Don César de Bazan, dont le nom et les titres sont donnés à Ruy-Blas par don Salluste, a le malheur de ressembler au type le plus populaire des théâtres de boulevard. Il est taillé sur le patron de Robert Macaire, et paraît prendre à tâche d’exagérer le modèle qu’il copie. Il se vautre dans la fange, il s’avilit, il se dénonce au mépris public, comme s’il craignait d’être confondu avec les honnêtes gens. Il fait d’incroyables efforts pour appeler le rire sur ses lèvres, pour égayer l’auditoire ; mais ses railleries grossières sur les hommes qu’il a tués et dépouillés, sur les grands seigneurs dont il porte le manteau et le pourpoint, sur les évêques dont il a dérobé la bourse, n’excitent que le dégoût et ne dérident personne. Un tel personnage égaierait peut-être le bagne ou la geôle ; mais je ne crois pas qu’il se rencontre parmi les spectateurs un seul homme capable de le comprendre et de l’applaudir. Tuer, piller, se réjouir, se glorifier du meurtre et du vol, n’a jamais été, ne sera jamais le moyen de plaire à une assemblée venue pour assister au développement des passions humaines.
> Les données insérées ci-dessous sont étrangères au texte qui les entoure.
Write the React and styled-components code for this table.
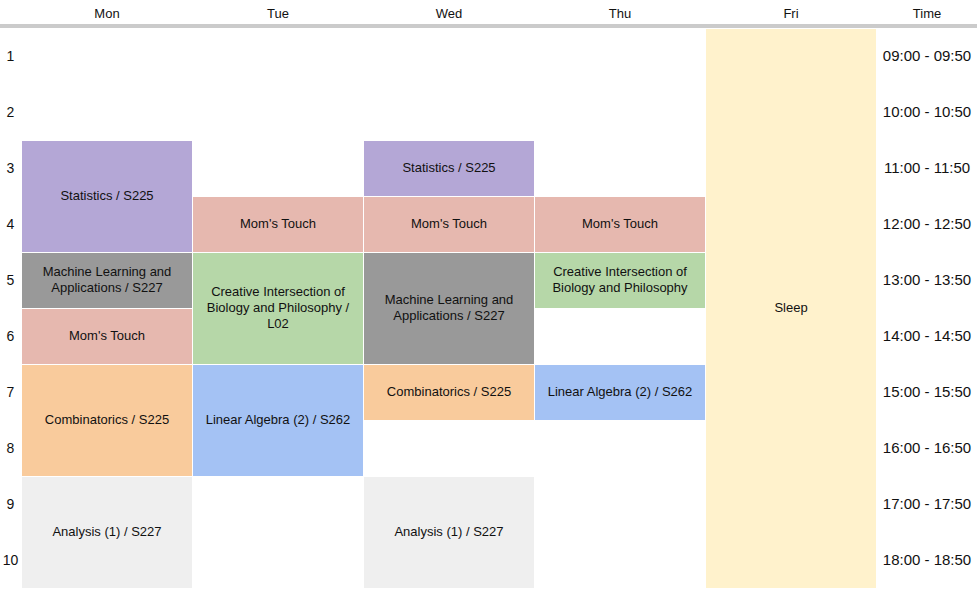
import React from "react";
import styled, { createGlobalStyle } from "styled-components";

const Global = createGlobalStyle`
  html, body { margin: 0; padding: 0; background: #fff; }
  body { font-family: "Liberation Sans", Arial, sans-serif; color: #111; }
`;

const COLS = "21px repeat(5, 170px) 100px";

const Page = styled.div`
  width: 977px;
`;

const HeaderRow = styled.div`
  display: grid;
  grid-template-columns: ${COLS};
  column-gap: 1px;
  height: 24px;
  border-bottom: 4px solid #cbcbcb;
`;

const HeadCell = styled.div`
  display: flex;
  align-items: center;
  justify-content: center;
  padding-top: 2px;
  font-size: 13px;
`;

const Body = styled.div`
  display: grid;
  grid-template-columns: ${COLS};
  grid-template-rows: repeat(10, 55px);
  gap: 1px;
  margin-top: 1px;
`;

const Period = styled.div`
  grid-column: 1;
  grid-row: ${(p) => p.$row};
  display: flex;
  align-items: center;
  justify-content: center;
  padding-bottom: 2px;
  font-size: 14px;
`;

const TimeLabel = styled.div`
  grid-column: 7;
  grid-row: ${(p) => p.$row};
  display: flex;
  align-items: center;
  justify-content: center;
  padding-bottom: 3px;
  font-size: 15px;
`;

const Block = styled.div`
  grid-column: ${(p) => p.$col + 1};
  grid-row: ${(p) => p.$row} / span ${(p) => p.$span || 1};
  background: ${(p) => p.$bg};
  display: flex;
  align-items: center;
  justify-content: center;
  text-align: center;
  padding: 0 5px 2px;
  font-size: 13px;
  line-height: 16px;
`;

const C = {
  stat: "#b4a7d6",
  mom: "#e6b8af",
  ml: "#999999",
  bio: "#b6d7a8",
  comb: "#f9cb9c",
  lin: "#a4c2f4",
  ana: "#efefef",
  sleep: "#fff2cc",
};

const blocks = [
  { col: 1, row: 3, span: 2, bg: C.stat, text: "Statistics / S225" },
  { col: 1, row: 5, span: 1, bg: C.ml, text: "Machine Learning and Applications / S227" },
  { col: 1, row: 6, span: 1, bg: C.mom, text: "Mom's Touch" },
  { col: 1, row: 7, span: 2, bg: C.comb, text: "Combinatorics / S225" },
  { col: 1, row: 9, span: 2, bg: C.ana, text: "Analysis (1) / S227" },
  { col: 2, row: 4, span: 1, bg: C.mom, text: "Mom's Touch" },
  { col: 2, row: 5, span: 2, bg: C.bio, text: "Creative Intersection of Biology and Philosophy / L02" },
  { col: 2, row: 7, span: 2, bg: C.lin, text: "Linear Algebra (2) / S262" },
  { col: 3, row: 3, span: 1, bg: C.stat, text: "Statistics / S225" },
  { col: 3, row: 4, span: 1, bg: C.mom, text: "Mom's Touch" },
  { col: 3, row: 5, span: 2, bg: C.ml, text: "Machine Learning and Applications / S227" },
  { col: 3, row: 7, span: 1, bg: C.comb, text: "Combinatorics / S225" },
  { col: 3, row: 9, span: 2, bg: C.ana, text: "Analysis (1) / S227" },
  { col: 4, row: 4, span: 1, bg: C.mom, text: "Mom's Touch" },
  { col: 4, row: 5, span: 1, bg: C.bio, text: "Creative Intersection of Biology and Philosophy" },
  { col: 4, row: 7, span: 1, bg: C.lin, text: "Linear Algebra (2) / S262" },
  { col: 5, row: 1, span: 10, bg: C.sleep, text: "Sleep" },
];

const days = ["Mon", "Tue", "Wed", "Thu", "Fri"];
const times = [
  "09:00 - 09:50",
  "10:00 - 10:50",
  "11:00 - 11:50",
  "12:00 - 12:50",
  "13:00 - 13:50",
  "14:00 - 14:50",
  "15:00 - 15:50",
  "16:00 - 16:50",
  "17:00 - 17:50",
  "18:00 - 18:50",
];

export default function App() {
  return (
    <Page>
      <Global />
      <HeaderRow>
        <HeadCell />
        {days.map((d) => (
          <HeadCell key={d}>{d}</HeadCell>
        ))}
        <HeadCell>Time</HeadCell>
      </HeaderRow>
      <Body>
        {times.map((t, i) => (
          <React.Fragment key={t}>
            <Period $row={i + 1}>{i + 1}</Period>
            <TimeLabel $row={i + 1}>{t}</TimeLabel>
          </React.Fragment>
        ))}
        {blocks.map((b, i) => (
          <Block key={i} $col={b.col} $row={b.row} $span={b.span} $bg={b.bg}>
            {b.text}
          </Block>
        ))}
      </Body>
    </Page>
  );
}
Or, tout le mérite de don César se réduit à exposer magistralement la morale que nous avons quelquefois entendue à la cour d’assises. Il fait la poétique du meurtre et du pillage, comme il établirait les lois de la tragédie ou de l’épopée. Il prend une à une toutes les facultés qui honorent la personne humaine pour les souiller, pour les couvrir de boue. Il traite son cœur et son intelligence comme des haillons peuplés de vermine, et célèbre la débauche et la gourmandise comme s’il craignait de ressembler encore à quelque chose d’humain. À chaque verre qu’il vide, à chaque morceau qu’il avale, il prend soin de nous dire qu’il compte sur sa gloutonnerie pour s’abrutir et se faire l’égal du pourceau. Il faut que le goût de l’antithèse soit enraciné bien profondément dans la pensée de M. Hugo, pour qu’un tel personnage lui ait paru digne de la poésie dramatique. L’amour de Ruy-Blas et de Marie de Neubourg n’avait pas besoin pour ressortir d’un tel repoussoir.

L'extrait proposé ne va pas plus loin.